■ Records provided ■
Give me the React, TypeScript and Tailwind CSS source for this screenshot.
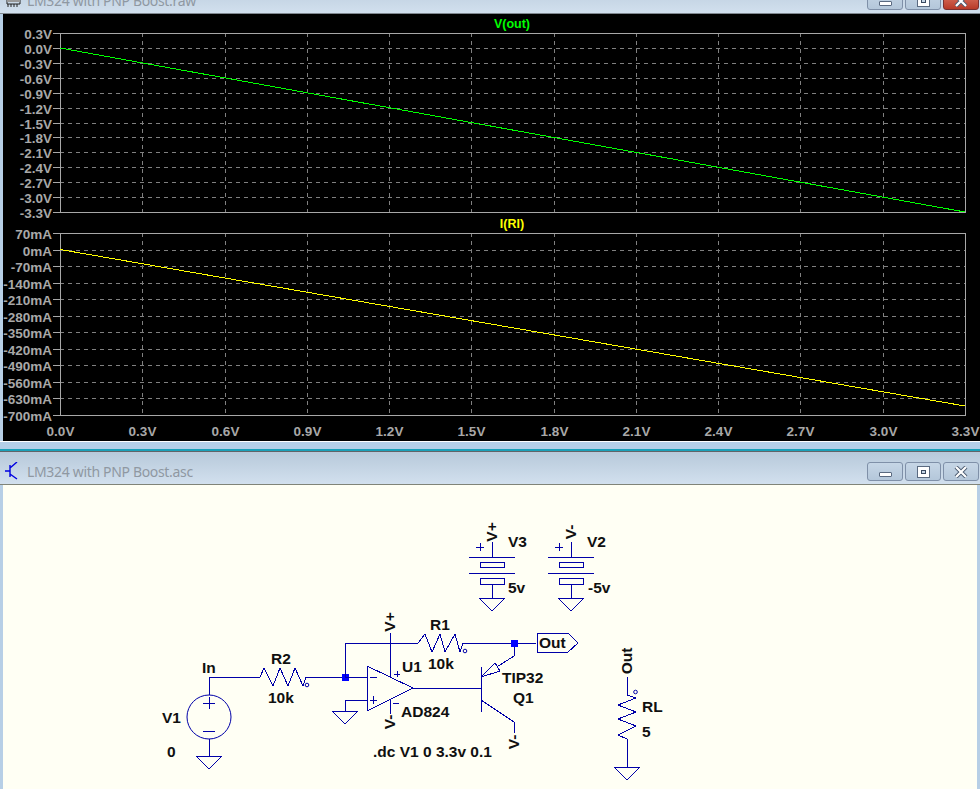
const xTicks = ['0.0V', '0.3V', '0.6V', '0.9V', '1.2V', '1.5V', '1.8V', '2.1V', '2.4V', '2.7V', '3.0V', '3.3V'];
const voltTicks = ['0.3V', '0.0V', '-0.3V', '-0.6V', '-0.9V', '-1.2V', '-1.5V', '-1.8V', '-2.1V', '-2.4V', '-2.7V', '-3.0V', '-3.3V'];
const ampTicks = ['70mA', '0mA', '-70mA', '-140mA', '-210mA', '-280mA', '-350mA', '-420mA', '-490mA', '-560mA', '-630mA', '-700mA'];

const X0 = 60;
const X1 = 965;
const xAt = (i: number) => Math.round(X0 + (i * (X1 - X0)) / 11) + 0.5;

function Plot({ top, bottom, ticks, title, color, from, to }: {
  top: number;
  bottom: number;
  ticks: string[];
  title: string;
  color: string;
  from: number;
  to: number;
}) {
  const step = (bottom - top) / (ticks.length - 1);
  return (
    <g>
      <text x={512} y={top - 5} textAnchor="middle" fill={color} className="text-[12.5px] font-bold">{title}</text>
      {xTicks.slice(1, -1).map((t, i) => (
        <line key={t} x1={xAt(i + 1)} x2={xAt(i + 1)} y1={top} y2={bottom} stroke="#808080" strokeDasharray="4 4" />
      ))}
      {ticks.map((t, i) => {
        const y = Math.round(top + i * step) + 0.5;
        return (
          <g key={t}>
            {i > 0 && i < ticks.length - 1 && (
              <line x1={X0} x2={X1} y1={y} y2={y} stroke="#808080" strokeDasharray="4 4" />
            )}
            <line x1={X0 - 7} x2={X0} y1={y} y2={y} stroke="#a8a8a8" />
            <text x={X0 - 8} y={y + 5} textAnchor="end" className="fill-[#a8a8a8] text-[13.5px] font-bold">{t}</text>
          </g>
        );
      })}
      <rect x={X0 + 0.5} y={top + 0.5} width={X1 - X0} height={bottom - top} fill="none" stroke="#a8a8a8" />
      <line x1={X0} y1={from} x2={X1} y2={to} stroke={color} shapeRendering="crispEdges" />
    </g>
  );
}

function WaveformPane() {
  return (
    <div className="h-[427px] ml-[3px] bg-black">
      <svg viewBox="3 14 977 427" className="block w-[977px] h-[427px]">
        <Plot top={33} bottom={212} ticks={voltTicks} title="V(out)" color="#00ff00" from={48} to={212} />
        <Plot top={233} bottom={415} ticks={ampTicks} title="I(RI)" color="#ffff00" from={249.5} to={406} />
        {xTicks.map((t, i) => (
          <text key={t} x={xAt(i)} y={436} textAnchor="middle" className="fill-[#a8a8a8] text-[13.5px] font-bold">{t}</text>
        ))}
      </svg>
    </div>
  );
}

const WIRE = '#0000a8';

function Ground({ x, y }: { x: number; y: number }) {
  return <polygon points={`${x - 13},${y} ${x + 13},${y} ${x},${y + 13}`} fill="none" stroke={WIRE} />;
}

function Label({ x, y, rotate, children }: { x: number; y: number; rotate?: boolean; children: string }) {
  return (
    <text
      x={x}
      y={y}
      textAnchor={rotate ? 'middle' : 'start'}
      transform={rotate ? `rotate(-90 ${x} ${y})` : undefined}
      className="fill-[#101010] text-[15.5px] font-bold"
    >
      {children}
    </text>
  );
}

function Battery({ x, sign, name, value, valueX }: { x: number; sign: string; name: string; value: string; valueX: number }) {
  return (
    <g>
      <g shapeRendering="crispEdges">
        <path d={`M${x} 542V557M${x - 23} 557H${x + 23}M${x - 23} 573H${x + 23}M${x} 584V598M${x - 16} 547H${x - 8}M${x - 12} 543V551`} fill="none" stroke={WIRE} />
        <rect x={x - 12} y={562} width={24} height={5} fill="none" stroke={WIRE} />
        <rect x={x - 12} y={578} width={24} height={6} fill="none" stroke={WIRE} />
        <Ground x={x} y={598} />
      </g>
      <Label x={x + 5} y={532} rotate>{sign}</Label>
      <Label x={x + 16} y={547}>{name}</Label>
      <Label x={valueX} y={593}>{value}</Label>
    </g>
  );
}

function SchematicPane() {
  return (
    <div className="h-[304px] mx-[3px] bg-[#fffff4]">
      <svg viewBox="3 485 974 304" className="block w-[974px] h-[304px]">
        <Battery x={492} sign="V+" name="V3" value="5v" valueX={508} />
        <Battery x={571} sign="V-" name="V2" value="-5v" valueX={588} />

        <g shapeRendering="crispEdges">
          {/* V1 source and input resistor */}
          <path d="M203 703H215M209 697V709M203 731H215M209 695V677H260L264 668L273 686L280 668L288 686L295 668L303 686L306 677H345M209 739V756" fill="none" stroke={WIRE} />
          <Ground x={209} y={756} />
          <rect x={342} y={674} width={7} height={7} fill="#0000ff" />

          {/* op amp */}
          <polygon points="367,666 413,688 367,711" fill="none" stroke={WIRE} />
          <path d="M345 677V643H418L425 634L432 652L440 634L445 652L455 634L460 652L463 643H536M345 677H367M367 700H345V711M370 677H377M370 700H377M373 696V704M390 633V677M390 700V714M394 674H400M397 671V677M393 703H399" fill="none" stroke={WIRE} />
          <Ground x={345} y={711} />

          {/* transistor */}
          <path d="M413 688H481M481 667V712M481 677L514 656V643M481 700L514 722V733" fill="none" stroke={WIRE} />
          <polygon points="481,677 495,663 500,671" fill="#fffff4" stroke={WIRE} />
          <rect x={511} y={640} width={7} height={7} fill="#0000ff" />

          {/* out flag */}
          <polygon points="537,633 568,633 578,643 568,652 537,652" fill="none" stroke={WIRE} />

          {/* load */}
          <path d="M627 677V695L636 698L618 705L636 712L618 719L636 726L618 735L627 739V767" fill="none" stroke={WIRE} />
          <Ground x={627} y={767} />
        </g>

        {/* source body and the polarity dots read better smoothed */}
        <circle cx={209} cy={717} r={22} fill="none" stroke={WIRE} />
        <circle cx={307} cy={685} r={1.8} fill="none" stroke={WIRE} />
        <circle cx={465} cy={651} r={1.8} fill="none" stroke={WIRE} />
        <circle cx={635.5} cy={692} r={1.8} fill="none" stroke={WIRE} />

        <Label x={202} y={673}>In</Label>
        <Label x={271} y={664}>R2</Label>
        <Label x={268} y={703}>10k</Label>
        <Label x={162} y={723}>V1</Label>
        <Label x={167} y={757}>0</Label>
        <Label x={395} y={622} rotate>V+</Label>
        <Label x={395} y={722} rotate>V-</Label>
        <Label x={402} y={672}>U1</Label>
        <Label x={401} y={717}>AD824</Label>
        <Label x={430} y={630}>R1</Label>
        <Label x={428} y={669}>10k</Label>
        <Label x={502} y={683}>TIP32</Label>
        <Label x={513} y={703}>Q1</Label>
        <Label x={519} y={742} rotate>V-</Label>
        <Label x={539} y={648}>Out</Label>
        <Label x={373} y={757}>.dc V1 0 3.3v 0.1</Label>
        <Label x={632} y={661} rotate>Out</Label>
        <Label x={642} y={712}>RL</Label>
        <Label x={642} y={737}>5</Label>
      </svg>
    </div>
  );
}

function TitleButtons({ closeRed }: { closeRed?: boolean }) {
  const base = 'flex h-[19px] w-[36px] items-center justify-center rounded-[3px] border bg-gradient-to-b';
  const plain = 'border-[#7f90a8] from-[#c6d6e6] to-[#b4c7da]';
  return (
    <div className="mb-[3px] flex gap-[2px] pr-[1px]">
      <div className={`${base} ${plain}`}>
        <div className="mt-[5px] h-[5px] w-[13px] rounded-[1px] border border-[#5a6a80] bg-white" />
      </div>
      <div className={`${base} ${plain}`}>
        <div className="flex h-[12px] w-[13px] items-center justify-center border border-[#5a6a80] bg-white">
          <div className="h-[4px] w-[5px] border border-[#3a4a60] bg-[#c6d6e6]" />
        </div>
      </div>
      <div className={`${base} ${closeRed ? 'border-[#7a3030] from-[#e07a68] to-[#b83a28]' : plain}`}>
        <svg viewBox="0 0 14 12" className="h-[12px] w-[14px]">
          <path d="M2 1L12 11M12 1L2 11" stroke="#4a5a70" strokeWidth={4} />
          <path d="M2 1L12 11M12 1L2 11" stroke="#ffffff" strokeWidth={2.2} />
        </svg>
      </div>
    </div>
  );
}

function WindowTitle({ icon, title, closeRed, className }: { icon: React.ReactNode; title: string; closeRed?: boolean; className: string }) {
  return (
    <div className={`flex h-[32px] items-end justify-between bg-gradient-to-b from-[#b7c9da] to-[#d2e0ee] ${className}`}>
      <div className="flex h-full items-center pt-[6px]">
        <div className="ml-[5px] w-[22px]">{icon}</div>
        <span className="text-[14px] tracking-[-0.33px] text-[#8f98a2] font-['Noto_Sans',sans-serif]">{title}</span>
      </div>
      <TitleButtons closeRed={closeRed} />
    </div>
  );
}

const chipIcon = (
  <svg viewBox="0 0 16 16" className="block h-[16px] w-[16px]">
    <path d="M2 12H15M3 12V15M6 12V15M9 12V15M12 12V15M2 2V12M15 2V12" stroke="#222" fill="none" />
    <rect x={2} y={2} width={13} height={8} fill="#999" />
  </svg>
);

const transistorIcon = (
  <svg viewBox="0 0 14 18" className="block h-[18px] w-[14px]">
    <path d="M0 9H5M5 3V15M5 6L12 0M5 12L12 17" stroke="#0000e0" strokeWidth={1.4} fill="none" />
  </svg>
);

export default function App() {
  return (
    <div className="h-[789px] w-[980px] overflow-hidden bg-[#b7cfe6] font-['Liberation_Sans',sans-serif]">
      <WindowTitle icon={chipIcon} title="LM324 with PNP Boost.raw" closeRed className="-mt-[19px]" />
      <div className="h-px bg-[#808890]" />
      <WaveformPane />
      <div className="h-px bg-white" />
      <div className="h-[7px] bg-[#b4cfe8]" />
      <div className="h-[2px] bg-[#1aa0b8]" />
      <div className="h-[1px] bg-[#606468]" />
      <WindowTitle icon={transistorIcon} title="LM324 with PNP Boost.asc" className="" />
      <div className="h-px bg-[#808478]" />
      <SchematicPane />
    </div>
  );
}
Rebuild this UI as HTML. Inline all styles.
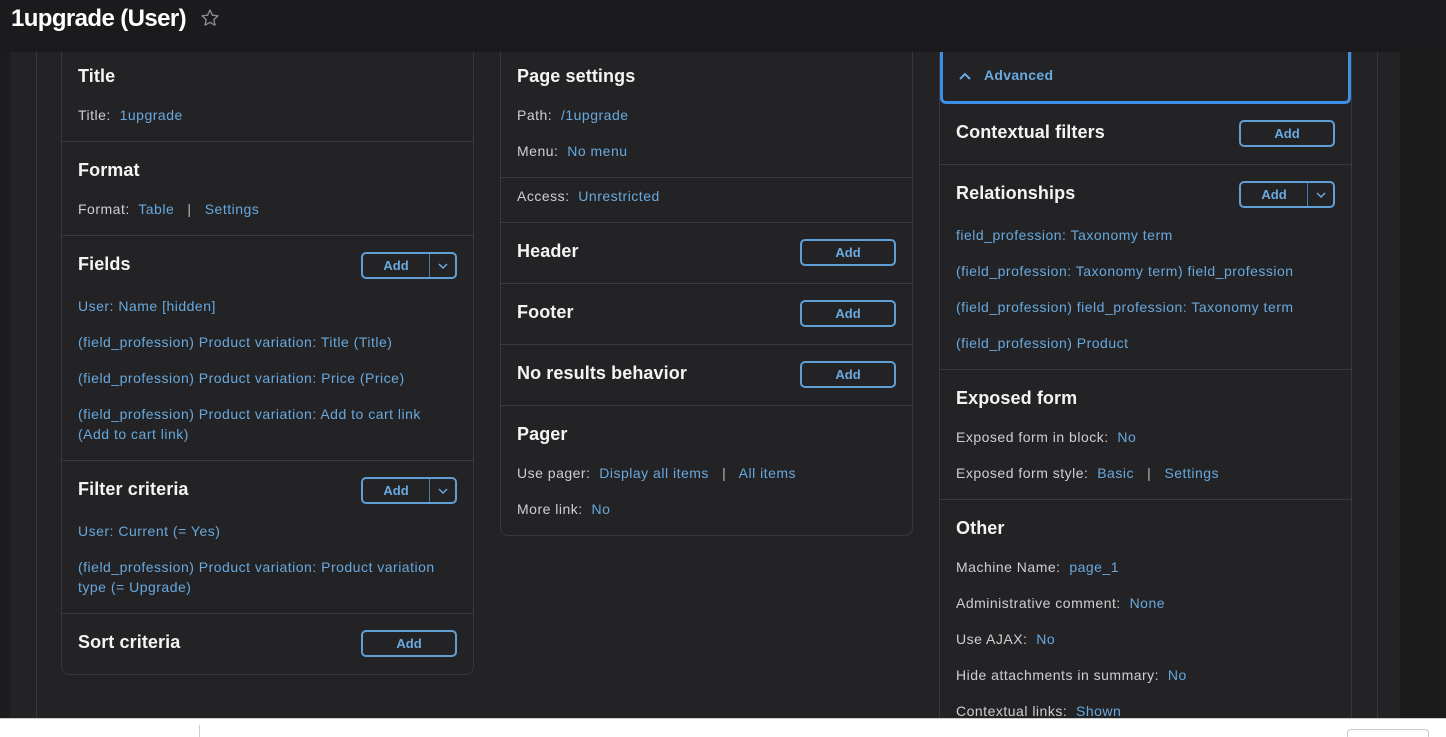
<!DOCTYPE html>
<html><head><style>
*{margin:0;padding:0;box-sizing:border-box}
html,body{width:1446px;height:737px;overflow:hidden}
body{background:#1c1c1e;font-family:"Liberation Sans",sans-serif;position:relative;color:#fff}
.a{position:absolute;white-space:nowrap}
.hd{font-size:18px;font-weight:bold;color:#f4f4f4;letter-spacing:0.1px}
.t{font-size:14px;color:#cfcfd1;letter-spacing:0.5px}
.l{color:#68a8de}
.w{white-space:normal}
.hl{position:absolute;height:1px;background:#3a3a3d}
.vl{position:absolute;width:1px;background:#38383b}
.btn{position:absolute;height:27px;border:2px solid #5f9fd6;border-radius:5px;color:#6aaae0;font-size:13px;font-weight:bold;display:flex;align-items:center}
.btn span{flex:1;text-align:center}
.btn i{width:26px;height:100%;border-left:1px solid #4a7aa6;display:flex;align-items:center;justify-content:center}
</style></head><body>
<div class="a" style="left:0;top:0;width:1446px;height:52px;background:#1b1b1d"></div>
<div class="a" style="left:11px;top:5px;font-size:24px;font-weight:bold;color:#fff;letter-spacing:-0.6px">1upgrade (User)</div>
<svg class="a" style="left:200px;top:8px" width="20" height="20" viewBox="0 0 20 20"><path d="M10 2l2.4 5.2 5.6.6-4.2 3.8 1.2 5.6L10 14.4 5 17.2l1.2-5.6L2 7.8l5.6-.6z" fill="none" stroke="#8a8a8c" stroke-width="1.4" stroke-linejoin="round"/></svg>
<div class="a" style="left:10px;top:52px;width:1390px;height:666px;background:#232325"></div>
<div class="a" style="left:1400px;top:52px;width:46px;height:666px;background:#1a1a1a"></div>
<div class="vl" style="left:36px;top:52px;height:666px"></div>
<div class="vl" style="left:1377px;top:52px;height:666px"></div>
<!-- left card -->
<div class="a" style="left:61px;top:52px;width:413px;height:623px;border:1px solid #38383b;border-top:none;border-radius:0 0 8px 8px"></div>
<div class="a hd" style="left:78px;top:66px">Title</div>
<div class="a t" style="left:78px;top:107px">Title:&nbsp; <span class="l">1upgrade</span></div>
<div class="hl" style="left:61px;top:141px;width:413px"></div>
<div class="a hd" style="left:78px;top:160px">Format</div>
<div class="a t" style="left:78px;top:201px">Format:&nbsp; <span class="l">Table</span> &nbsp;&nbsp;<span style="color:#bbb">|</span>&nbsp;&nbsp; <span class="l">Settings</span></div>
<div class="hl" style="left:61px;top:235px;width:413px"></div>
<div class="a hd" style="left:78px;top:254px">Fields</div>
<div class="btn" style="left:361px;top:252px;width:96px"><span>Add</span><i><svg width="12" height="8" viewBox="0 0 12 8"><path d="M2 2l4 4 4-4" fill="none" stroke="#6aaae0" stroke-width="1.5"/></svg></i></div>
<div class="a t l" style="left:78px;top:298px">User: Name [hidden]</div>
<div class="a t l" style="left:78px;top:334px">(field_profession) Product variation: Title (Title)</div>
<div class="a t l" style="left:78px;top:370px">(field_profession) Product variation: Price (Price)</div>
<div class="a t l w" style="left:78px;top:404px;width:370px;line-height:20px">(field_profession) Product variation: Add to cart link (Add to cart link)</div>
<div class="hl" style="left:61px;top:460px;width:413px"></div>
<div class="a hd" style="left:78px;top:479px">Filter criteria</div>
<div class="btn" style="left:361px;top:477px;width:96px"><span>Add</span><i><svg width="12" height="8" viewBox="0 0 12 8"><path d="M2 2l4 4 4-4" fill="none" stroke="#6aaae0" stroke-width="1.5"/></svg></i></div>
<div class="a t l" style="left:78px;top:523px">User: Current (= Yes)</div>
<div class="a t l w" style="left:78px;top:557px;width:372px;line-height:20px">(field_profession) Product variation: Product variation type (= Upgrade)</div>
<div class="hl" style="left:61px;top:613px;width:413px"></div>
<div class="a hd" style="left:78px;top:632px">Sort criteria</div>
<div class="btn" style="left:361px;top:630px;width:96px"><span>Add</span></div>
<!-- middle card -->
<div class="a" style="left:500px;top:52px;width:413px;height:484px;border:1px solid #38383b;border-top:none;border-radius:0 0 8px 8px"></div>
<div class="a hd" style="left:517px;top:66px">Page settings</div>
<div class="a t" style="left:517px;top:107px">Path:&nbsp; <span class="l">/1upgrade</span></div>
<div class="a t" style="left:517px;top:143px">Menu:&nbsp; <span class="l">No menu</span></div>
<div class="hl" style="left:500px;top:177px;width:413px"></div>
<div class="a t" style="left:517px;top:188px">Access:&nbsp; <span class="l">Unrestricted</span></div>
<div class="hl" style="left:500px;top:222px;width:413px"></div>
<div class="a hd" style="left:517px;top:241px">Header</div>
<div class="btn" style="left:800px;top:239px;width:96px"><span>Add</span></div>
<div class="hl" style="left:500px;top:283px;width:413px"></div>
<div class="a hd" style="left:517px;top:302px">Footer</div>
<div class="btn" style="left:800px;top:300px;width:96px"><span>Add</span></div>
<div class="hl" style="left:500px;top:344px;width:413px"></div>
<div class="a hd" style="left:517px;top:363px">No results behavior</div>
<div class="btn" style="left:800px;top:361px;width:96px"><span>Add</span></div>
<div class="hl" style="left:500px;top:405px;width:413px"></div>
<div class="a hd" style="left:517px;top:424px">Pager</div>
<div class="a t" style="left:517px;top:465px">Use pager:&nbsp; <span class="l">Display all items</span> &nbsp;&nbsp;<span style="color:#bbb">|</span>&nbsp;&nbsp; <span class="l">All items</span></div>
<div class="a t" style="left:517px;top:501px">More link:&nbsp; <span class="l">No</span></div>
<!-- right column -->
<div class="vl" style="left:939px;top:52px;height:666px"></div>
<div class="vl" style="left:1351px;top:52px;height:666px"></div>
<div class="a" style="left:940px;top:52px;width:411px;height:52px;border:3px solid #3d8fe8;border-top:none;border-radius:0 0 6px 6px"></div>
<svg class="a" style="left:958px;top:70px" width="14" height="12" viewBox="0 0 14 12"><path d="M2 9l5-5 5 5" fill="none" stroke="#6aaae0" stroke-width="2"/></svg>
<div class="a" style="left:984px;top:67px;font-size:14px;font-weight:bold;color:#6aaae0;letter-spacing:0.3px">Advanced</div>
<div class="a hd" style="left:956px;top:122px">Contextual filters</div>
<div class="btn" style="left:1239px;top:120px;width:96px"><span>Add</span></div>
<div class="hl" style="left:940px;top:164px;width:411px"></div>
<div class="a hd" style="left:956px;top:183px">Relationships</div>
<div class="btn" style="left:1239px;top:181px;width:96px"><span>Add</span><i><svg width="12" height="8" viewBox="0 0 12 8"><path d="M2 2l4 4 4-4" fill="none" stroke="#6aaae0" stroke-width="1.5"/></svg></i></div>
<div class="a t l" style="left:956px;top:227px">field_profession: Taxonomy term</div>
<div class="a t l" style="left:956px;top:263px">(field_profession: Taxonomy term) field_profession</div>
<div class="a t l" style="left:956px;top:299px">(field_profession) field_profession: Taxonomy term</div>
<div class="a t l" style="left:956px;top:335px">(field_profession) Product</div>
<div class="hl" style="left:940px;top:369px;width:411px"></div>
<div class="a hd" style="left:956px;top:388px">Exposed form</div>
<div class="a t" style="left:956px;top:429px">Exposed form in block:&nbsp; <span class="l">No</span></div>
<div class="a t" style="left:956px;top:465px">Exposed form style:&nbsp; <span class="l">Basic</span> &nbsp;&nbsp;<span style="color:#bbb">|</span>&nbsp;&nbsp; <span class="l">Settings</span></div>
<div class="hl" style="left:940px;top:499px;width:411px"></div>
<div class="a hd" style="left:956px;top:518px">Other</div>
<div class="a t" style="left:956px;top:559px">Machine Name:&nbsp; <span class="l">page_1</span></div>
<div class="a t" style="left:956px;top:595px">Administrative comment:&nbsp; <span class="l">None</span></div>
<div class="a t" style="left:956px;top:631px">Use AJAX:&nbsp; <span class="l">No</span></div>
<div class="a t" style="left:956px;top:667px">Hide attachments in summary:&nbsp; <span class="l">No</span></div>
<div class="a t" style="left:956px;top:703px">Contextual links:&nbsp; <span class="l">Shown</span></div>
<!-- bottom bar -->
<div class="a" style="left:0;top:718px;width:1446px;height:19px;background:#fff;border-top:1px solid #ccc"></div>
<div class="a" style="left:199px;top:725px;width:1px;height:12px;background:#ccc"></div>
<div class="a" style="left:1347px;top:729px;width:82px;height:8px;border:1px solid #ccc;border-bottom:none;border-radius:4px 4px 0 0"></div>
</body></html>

■ Instructions to follow ■
Pictures are excluded: retype only the lines from the beginning of the listing above through the line with "const xAt = (i: number)", both included.

■ Full solution ■
Give me the React, TypeScript and Tailwind CSS source for this screenshot.
const xTicks = ['0.0V', '0.3V', '0.6V', '0.9V', '1.2V', '1.5V', '1.8V', '2.1V', '2.4V', '2.7V', '3.0V', '3.3V'];
const voltTicks = ['0.3V', '0.0V', '-0.3V', '-0.6V', '-0.9V', '-1.2V', '-1.5V', '-1.8V', '-2.1V', '-2.4V', '-2.7V', '-3.0V', '-3.3V'];
const ampTicks = ['70mA', '0mA', '-70mA', '-140mA', '-210mA', '-280mA', '-350mA', '-420mA', '-490mA', '-560mA', '-630mA', '-700mA'];

const X0 = 60;
const X1 = 965;
const xAt = (i: number) => Math.round(X0 + (i * (X1 - X0)) / 11) + 0.5;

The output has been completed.